[Begin Provided information]

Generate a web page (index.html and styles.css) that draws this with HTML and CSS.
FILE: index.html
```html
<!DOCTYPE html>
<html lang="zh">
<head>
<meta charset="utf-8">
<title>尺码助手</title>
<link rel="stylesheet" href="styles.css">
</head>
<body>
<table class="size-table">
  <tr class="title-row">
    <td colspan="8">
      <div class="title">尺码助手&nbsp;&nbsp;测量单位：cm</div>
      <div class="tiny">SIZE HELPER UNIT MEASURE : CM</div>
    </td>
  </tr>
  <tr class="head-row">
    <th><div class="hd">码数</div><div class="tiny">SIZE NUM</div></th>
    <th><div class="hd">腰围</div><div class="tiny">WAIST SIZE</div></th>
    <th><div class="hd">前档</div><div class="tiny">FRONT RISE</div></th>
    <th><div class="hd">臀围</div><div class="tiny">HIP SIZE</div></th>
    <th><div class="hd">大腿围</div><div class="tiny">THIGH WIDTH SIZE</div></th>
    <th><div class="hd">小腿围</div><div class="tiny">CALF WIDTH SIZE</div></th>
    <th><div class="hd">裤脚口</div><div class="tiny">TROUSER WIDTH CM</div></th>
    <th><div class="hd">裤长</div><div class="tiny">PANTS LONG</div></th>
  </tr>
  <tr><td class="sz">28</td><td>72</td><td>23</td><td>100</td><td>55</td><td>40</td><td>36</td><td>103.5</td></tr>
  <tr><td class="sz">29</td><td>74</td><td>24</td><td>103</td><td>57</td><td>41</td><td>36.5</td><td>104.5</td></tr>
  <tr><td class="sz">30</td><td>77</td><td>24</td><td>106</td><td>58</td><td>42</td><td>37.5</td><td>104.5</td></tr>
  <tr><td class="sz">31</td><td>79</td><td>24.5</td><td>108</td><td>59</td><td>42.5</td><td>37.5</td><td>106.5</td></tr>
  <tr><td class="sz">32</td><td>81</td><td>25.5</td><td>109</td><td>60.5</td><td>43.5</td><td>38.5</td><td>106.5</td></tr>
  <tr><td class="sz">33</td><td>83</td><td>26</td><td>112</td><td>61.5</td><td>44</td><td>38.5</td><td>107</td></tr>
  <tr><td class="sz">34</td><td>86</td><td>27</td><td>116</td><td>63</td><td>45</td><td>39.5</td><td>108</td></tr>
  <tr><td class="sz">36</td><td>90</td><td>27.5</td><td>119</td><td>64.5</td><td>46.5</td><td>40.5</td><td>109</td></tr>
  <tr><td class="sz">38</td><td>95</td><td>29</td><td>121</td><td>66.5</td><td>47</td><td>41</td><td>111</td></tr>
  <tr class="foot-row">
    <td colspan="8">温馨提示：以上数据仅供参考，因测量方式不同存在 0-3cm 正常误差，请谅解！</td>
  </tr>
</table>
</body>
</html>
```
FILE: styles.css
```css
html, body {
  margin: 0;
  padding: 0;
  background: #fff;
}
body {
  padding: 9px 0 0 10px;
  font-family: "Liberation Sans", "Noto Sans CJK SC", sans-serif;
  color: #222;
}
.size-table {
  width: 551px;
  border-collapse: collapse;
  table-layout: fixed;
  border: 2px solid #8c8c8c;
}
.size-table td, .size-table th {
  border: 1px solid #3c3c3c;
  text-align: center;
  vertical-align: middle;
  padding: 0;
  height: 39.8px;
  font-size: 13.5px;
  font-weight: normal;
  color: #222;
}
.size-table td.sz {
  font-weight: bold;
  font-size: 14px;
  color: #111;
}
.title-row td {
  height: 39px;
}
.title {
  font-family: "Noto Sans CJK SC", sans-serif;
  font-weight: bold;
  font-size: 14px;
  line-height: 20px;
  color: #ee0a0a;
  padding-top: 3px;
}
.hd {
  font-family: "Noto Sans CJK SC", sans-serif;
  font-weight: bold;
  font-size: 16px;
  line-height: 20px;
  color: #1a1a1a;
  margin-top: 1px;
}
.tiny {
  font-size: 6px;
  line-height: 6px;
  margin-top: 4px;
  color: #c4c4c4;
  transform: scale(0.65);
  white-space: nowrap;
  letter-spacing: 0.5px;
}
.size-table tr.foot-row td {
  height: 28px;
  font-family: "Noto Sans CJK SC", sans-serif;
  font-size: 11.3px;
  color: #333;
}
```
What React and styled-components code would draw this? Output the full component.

[End Provided information]

What you have to do
Above are the records; retype them all without a single difference.

Result below
Generate a web page (index.html and styles.css) that draws this with HTML and CSS.
FILE: index.html
```html
<!DOCTYPE html>
<html lang="zh">
<head>
<meta charset="utf-8">
<title>尺码助手</title>
<link rel="stylesheet" href="styles.css">
</head>
<body>
<table class="size-table">
  <tr class="title-row">
    <td colspan="8">
      <div class="title">尺码助手&nbsp;&nbsp;测量单位：cm</div>
      <div class="tiny">SIZE HELPER UNIT MEASURE : CM</div>
    </td>
  </tr>
  <tr class="head-row">
    <th><div class="hd">码数</div><div class="tiny">SIZE NUM</div></th>
    <th><div class="hd">腰围</div><div class="tiny">WAIST SIZE</div></th>
    <th><div class="hd">前档</div><div class="tiny">FRONT RISE</div></th>
    <th><div class="hd">臀围</div><div class="tiny">HIP SIZE</div></th>
    <th><div class="hd">大腿围</div><div class="tiny">THIGH WIDTH SIZE</div></th>
    <th><div class="hd">小腿围</div><div class="tiny">CALF WIDTH SIZE</div></th>
    <th><div class="hd">裤脚口</div><div class="tiny">TROUSER WIDTH CM</div></th>
    <th><div class="hd">裤长</div><div class="tiny">PANTS LONG</div></th>
  </tr>
  <tr><td class="sz">28</td><td>72</td><td>23</td><td>100</td><td>55</td><td>40</td><td>36</td><td>103.5</td></tr>
  <tr><td class="sz">29</td><td>74</td><td>24</td><td>103</td><td>57</td><td>41</td><td>36.5</td><td>104.5</td></tr>
  <tr><td class="sz">30</td><td>77</td><td>24</td><td>106</td><td>58</td><td>42</td><td>37.5</td><td>104.5</td></tr>
  <tr><td class="sz">31</td><td>79</td><td>24.5</td><td>108</td><td>59</td><td>42.5</td><td>37.5</td><td>106.5</td></tr>
  <tr><td class="sz">32</td><td>81</td><td>25.5</td><td>109</td><td>60.5</td><td>43.5</td><td>38.5</td><td>106.5</td></tr>
  <tr><td class="sz">33</td><td>83</td><td>26</td><td>112</td><td>61.5</td><td>44</td><td>38.5</td><td>107</td></tr>
  <tr><td class="sz">34</td><td>86</td><td>27</td><td>116</td><td>63</td><td>45</td><td>39.5</td><td>108</td></tr>
  <tr><td class="sz">36</td><td>90</td><td>27.5</td><td>119</td><td>64.5</td><td>46.5</td><td>40.5</td><td>109</td></tr>
  <tr><td class="sz">38</td><td>95</td><td>29</td><td>121</td><td>66.5</td><td>47</td><td>41</td><td>111</td></tr>
  <tr class="foot-row">
    <td colspan="8">温馨提示：以上数据仅供参考，因测量方式不同存在 0-3cm 正常误差，请谅解！</td>
  </tr>
</table>
</body>
</html>
```
FILE: styles.css
```css
html, body {
  margin: 0;
  padding: 0;
  background: #fff;
}
body {
  padding: 9px 0 0 10px;
  font-family: "Liberation Sans", "Noto Sans CJK SC", sans-serif;
  color: #222;
}
.size-table {
  width: 551px;
  border-collapse: collapse;
  table-layout: fixed;
  border: 2px solid #8c8c8c;
}
.size-table td, .size-table th {
  border: 1px solid #3c3c3c;
  text-align: center;
  vertical-align: middle;
  padding: 0;
  height: 39.8px;
  font-size: 13.5px;
  font-weight: normal;
  color: #222;
}
.size-table td.sz {
  font-weight: bold;
  font-size: 14px;
  color: #111;
}
.title-row td {
  height: 39px;
}
.title {
  font-family: "Noto Sans CJK SC", sans-serif;
  font-weight: bold;
  font-size: 14px;
  line-height: 20px;
  color: #ee0a0a;
  padding-top: 3px;
}
.hd {
  font-family: "Noto Sans CJK SC", sans-serif;
  font-weight: bold;
  font-size: 16px;
  line-height: 20px;
  color: #1a1a1a;
  margin-top: 1px;
}
.tiny {
  font-size: 6px;
  line-height: 6px;
  margin-top: 4px;
  color: #c4c4c4;
  transform: scale(0.65);
  white-space: nowrap;
  letter-spacing: 0.5px;
}
.size-table tr.foot-row td {
  height: 28px;
  font-family: "Noto Sans CJK SC", sans-serif;
  font-size: 11.3px;
  color: #333;
}
```
What React and styled-components code would draw this? Output the full component.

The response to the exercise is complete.